> WHAT YOU HAVE TO DO
Write the lines out again, from the top of the material to the line containing "const subItems = ['予定の通知', '終日の予定の通知', 'その他の通知', 'カレンダーの統合']", pictures excluded.
***** ENTRIES SUPPLIED *****
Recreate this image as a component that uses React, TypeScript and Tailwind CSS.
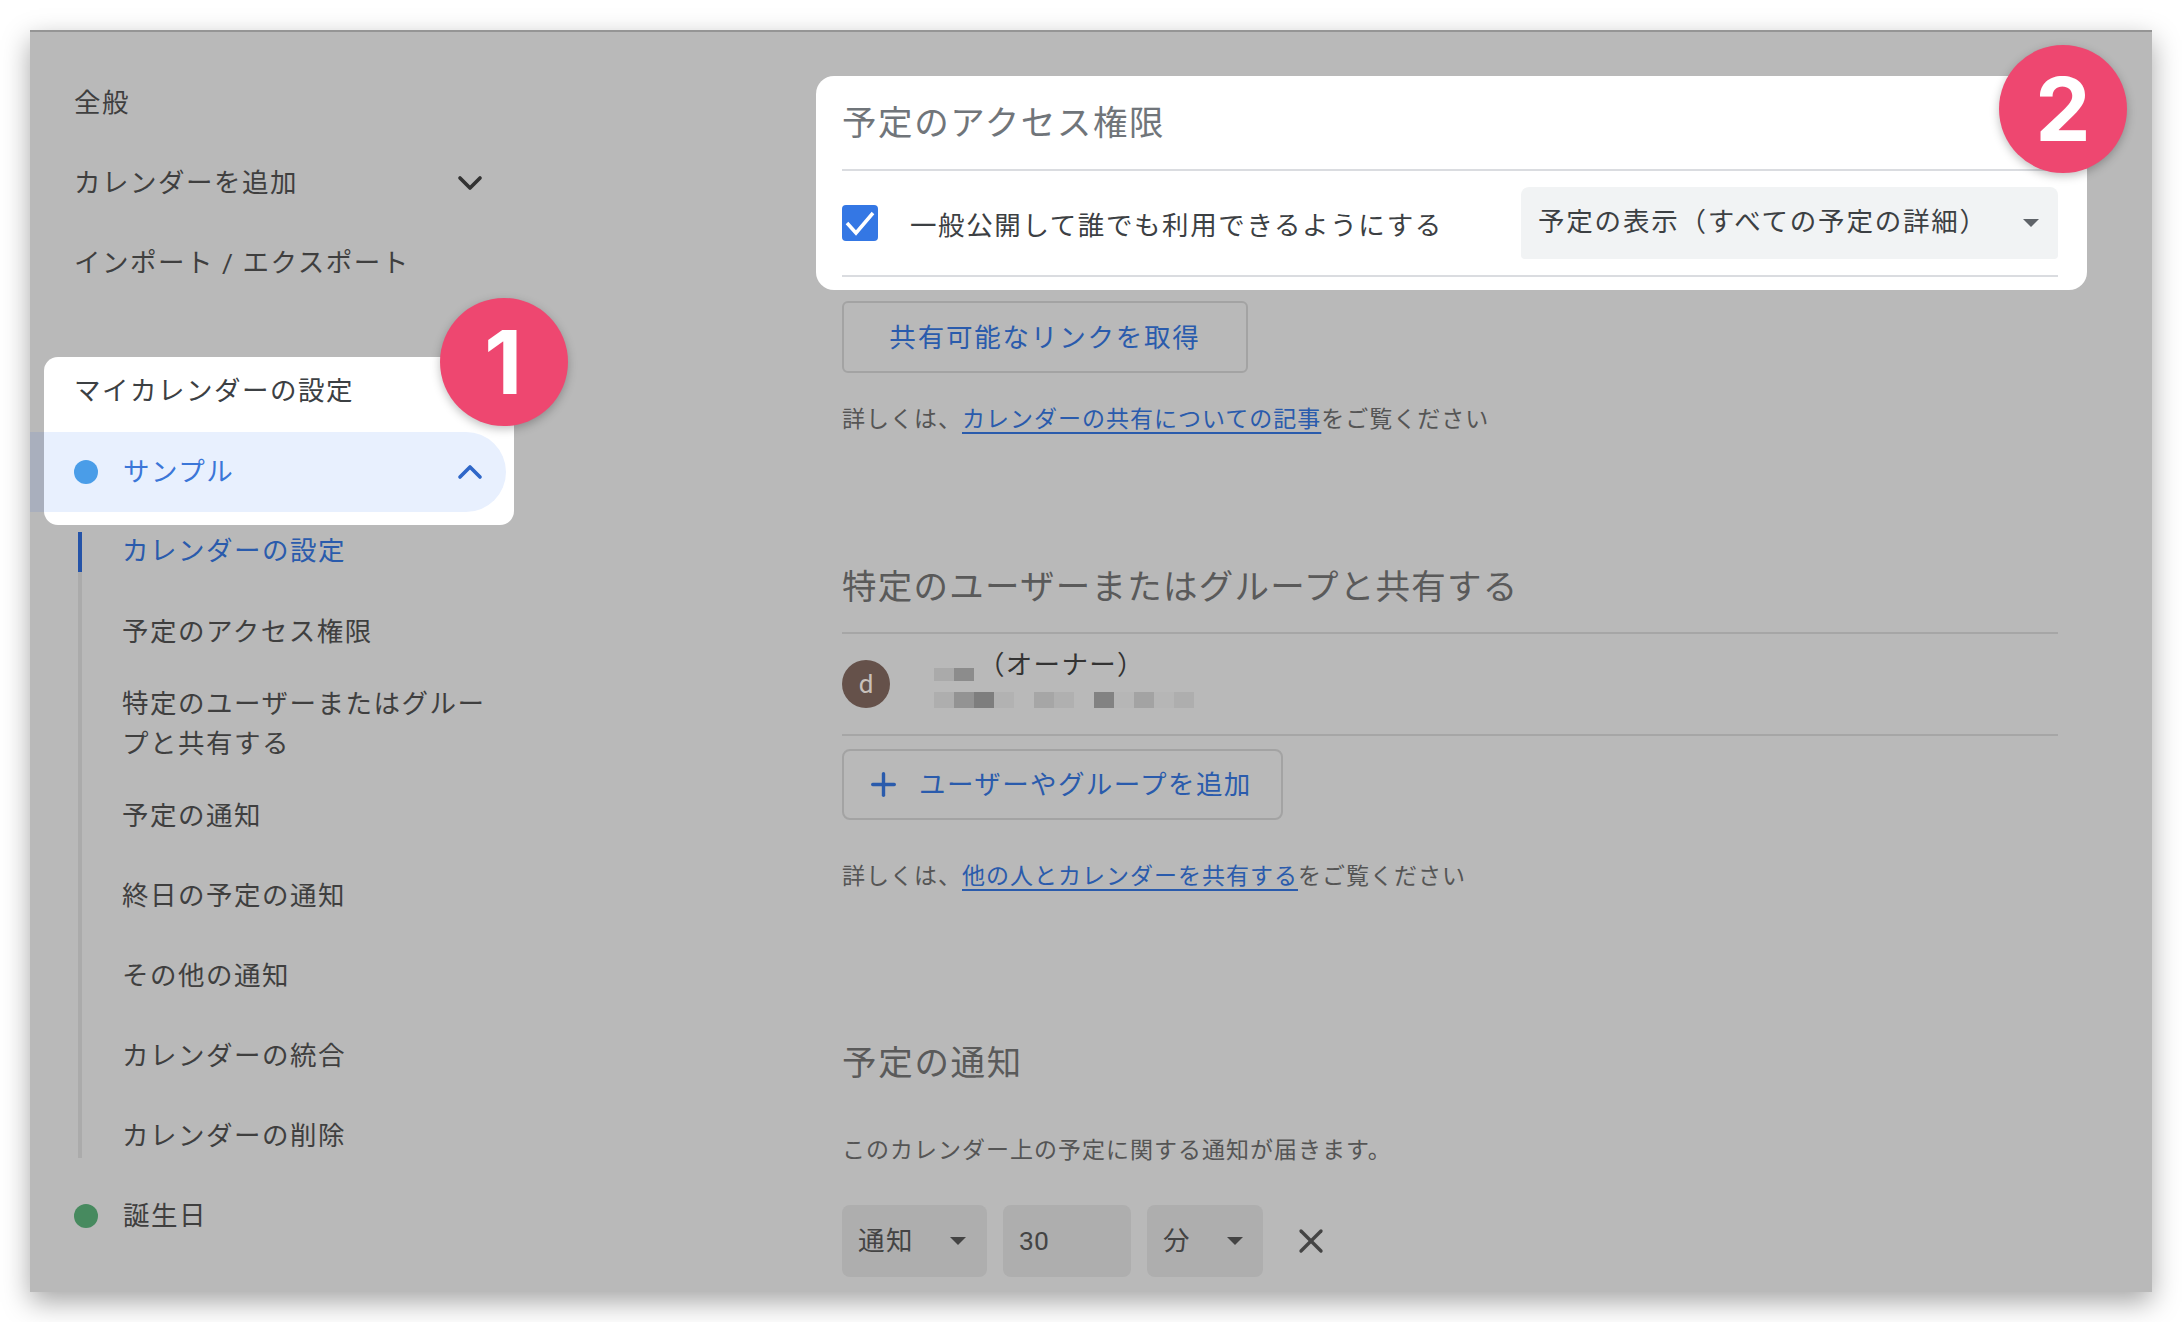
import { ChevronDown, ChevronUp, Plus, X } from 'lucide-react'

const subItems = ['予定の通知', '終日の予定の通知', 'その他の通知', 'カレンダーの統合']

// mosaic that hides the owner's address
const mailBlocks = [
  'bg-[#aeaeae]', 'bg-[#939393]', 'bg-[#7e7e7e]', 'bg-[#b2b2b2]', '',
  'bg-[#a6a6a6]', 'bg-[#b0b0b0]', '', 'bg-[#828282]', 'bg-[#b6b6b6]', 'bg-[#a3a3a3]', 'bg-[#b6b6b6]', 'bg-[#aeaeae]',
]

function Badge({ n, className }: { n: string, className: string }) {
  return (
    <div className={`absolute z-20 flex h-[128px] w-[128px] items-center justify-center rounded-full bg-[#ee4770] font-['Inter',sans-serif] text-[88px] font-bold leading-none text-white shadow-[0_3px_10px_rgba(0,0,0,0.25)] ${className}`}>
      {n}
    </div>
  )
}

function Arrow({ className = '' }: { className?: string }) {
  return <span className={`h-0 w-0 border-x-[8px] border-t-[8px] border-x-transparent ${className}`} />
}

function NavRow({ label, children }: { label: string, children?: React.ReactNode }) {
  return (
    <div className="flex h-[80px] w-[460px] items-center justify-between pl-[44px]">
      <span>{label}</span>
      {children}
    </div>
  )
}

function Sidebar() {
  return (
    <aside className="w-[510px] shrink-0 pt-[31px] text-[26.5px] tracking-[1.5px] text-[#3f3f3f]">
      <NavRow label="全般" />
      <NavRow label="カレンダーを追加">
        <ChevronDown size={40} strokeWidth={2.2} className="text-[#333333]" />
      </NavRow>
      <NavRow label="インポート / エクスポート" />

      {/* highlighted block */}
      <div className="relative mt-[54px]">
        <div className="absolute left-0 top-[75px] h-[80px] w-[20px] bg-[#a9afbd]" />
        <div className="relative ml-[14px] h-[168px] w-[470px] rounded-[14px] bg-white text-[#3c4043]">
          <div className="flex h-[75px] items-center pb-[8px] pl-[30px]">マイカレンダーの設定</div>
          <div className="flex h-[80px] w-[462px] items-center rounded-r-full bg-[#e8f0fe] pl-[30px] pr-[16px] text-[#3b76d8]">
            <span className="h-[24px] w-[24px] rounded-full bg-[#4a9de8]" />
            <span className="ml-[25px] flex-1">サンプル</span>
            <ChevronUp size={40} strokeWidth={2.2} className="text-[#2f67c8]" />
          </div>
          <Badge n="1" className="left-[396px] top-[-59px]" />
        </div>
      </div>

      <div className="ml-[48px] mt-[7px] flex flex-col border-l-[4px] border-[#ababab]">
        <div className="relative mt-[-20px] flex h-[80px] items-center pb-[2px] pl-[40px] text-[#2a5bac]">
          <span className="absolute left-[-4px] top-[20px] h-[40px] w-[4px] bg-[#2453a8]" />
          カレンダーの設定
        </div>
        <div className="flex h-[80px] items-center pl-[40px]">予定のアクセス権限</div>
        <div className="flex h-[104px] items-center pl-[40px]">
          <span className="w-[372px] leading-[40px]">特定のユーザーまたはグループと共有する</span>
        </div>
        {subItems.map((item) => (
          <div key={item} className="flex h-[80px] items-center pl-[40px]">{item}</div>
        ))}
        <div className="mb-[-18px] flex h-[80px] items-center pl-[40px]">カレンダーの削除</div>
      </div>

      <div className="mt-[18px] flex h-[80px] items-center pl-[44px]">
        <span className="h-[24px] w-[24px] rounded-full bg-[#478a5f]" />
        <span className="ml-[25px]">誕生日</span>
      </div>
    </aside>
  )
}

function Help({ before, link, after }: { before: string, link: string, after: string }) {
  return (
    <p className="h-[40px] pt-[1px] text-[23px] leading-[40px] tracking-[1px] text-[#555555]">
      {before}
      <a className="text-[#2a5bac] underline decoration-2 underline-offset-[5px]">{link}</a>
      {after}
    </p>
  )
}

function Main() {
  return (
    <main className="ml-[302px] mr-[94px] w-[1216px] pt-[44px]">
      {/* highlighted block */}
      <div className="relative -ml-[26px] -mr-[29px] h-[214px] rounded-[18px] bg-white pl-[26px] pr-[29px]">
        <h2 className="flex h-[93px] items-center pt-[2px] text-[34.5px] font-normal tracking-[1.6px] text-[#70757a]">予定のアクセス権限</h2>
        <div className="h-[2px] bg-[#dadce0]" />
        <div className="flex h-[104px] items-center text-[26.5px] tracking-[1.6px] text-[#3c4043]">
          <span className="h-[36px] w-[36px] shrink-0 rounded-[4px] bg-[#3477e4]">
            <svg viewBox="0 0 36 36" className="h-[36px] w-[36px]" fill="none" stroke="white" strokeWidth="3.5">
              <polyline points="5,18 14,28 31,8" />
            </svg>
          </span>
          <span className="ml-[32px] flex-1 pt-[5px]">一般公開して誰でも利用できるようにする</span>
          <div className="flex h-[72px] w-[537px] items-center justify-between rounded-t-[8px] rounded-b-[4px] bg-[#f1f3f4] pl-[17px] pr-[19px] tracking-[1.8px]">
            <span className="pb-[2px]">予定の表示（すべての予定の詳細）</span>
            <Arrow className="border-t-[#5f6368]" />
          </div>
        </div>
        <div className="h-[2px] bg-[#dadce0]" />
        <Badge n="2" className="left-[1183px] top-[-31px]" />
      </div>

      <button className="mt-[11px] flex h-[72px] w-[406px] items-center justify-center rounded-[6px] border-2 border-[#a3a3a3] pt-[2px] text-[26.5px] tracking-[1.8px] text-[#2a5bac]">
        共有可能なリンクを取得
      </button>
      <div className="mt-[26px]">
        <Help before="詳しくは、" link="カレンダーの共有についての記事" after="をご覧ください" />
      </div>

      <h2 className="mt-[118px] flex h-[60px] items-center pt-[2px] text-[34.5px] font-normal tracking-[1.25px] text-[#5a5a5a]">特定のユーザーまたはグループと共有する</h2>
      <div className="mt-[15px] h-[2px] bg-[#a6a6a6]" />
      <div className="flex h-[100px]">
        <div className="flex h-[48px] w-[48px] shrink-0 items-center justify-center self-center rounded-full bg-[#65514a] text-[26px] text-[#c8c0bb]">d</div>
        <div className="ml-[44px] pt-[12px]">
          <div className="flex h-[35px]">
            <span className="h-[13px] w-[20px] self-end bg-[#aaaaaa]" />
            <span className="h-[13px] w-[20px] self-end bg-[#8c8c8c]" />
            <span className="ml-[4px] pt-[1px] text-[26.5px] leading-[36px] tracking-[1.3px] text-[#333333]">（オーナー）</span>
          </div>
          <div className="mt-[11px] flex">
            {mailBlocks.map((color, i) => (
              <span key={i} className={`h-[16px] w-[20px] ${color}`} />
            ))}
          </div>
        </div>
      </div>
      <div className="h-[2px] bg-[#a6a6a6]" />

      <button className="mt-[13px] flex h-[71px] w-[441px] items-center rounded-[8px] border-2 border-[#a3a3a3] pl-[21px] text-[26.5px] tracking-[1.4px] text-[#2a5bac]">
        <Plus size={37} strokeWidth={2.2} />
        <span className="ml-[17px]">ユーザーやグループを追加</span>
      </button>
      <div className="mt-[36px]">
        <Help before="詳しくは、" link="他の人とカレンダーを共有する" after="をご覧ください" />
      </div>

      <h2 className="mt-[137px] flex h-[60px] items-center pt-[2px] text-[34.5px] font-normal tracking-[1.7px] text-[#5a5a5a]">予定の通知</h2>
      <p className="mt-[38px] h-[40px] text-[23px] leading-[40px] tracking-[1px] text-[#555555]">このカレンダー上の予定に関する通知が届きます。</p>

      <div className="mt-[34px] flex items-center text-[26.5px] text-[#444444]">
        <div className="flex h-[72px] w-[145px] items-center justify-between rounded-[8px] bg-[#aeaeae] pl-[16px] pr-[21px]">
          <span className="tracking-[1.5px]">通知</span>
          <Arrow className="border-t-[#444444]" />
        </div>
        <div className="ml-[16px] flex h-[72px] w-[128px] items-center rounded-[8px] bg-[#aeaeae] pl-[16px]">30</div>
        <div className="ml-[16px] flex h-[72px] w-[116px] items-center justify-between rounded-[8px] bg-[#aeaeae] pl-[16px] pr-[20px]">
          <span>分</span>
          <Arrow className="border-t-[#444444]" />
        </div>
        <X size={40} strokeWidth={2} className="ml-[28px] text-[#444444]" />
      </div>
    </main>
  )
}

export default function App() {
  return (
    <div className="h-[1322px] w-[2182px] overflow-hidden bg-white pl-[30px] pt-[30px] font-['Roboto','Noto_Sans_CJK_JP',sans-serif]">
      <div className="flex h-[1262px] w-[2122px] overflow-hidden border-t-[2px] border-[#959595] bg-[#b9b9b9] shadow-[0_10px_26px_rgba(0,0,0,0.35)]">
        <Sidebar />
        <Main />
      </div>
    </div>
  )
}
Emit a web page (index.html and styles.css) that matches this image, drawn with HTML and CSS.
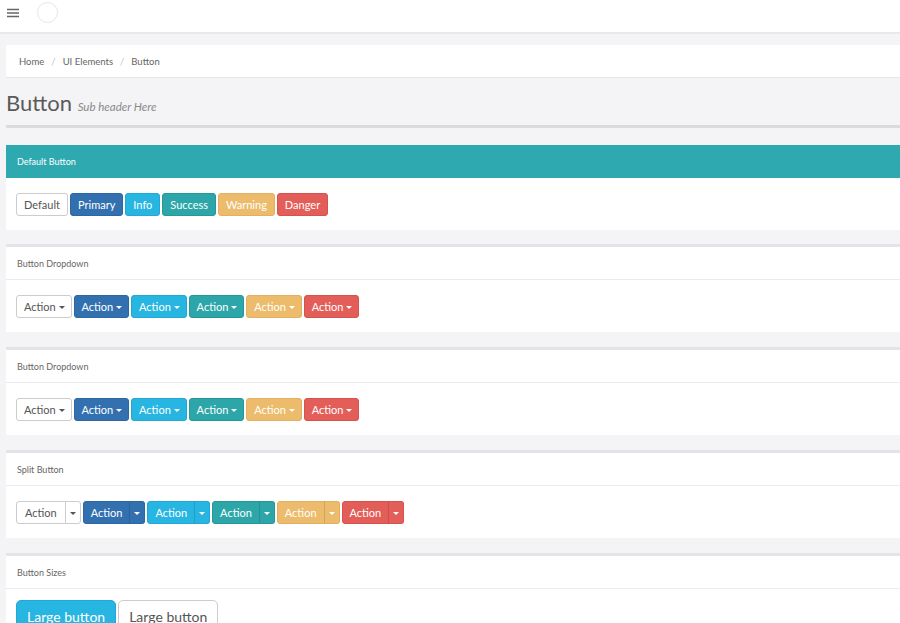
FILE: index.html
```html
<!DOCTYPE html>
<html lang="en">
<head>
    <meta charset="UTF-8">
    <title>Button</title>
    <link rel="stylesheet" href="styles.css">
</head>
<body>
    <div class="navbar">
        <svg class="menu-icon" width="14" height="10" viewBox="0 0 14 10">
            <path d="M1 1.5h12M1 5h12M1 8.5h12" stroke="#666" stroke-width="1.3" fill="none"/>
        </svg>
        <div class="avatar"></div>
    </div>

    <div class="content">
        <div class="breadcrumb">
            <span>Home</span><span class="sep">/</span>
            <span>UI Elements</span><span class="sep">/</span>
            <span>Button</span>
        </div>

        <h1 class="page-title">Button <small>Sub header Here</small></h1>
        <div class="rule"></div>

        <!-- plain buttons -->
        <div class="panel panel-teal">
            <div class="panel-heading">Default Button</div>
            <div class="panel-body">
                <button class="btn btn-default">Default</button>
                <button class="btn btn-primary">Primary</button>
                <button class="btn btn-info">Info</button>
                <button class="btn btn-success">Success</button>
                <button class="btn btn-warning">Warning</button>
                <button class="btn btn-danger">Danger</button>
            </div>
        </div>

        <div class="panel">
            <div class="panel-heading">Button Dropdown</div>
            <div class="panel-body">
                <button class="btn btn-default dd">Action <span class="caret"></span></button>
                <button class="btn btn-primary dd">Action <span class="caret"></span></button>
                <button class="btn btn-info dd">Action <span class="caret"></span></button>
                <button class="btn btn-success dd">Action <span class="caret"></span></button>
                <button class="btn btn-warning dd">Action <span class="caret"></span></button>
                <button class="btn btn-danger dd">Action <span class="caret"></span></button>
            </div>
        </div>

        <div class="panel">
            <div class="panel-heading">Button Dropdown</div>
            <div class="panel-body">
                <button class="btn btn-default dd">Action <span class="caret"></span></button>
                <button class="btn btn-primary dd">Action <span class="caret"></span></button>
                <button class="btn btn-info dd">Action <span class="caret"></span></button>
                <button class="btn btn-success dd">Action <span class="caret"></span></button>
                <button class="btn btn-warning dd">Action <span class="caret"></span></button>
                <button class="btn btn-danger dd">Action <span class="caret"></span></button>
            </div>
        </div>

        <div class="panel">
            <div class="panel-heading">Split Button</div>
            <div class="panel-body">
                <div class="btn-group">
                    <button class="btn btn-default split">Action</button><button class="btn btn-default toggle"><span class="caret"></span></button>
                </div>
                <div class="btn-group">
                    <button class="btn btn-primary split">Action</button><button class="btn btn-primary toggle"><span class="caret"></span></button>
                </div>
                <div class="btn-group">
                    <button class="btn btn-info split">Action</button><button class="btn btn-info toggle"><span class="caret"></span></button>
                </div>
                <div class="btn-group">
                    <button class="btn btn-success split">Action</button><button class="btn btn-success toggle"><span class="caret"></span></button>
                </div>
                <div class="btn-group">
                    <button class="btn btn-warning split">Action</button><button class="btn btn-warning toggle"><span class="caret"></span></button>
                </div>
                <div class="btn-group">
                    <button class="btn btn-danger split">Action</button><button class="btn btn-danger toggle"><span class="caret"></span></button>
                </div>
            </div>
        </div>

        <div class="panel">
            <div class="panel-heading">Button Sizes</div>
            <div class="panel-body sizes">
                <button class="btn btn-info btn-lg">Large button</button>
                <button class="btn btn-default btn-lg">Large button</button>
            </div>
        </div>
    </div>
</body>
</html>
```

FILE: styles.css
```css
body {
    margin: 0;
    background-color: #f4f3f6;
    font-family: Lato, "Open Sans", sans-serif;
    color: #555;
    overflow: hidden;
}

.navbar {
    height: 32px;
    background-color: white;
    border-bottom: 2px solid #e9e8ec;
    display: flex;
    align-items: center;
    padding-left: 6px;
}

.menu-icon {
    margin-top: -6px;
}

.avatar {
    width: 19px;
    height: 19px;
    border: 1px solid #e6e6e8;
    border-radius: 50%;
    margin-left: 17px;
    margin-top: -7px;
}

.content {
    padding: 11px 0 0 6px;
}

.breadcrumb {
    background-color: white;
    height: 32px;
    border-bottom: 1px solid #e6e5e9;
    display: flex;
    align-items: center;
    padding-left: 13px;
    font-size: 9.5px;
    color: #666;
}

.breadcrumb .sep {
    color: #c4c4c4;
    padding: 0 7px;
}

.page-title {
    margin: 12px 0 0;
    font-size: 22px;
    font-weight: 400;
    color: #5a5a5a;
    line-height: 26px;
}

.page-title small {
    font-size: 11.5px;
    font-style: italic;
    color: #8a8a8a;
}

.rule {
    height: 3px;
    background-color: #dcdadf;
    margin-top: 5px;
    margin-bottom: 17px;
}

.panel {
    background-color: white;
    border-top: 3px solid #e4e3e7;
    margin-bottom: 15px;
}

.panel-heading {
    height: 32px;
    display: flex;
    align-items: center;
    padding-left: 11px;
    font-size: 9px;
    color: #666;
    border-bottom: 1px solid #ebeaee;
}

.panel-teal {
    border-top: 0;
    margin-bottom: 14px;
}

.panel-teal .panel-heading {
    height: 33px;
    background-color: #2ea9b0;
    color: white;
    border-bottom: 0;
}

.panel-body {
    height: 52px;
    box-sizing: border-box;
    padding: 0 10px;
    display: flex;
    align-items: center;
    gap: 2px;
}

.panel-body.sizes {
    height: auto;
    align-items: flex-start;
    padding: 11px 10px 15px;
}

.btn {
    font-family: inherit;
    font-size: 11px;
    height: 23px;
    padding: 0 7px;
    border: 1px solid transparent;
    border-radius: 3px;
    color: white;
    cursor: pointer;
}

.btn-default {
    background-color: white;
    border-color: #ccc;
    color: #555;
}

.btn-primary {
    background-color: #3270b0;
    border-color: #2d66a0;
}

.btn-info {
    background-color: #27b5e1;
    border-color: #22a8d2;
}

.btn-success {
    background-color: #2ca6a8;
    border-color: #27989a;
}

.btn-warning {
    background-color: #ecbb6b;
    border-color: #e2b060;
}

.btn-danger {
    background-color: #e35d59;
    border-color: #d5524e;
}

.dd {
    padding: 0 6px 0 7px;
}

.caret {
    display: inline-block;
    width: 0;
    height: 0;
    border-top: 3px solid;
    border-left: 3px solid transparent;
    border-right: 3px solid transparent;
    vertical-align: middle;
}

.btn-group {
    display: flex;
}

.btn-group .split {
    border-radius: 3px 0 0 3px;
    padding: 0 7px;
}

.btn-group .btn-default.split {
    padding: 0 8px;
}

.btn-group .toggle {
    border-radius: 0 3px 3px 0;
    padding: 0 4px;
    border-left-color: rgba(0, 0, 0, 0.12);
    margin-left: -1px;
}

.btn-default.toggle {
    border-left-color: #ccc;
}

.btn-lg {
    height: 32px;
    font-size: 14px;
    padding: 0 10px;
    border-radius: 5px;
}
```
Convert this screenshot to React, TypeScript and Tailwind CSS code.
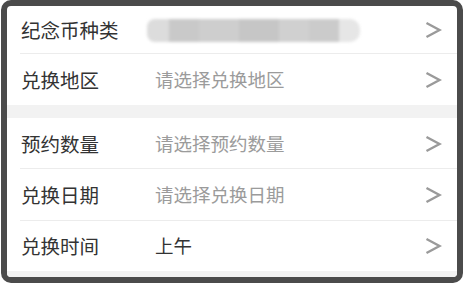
*****
> ANSWER TO THIS TASK
Recreate this image as a component that uses React, TypeScript and Tailwind CSS.
import { ChevronDown, ChevronUp, Plus, X } from 'lucide-react'

const subItems = ['予定の通知', '終日の予定の通知', 'その他の通知', 'カレンダーの統合']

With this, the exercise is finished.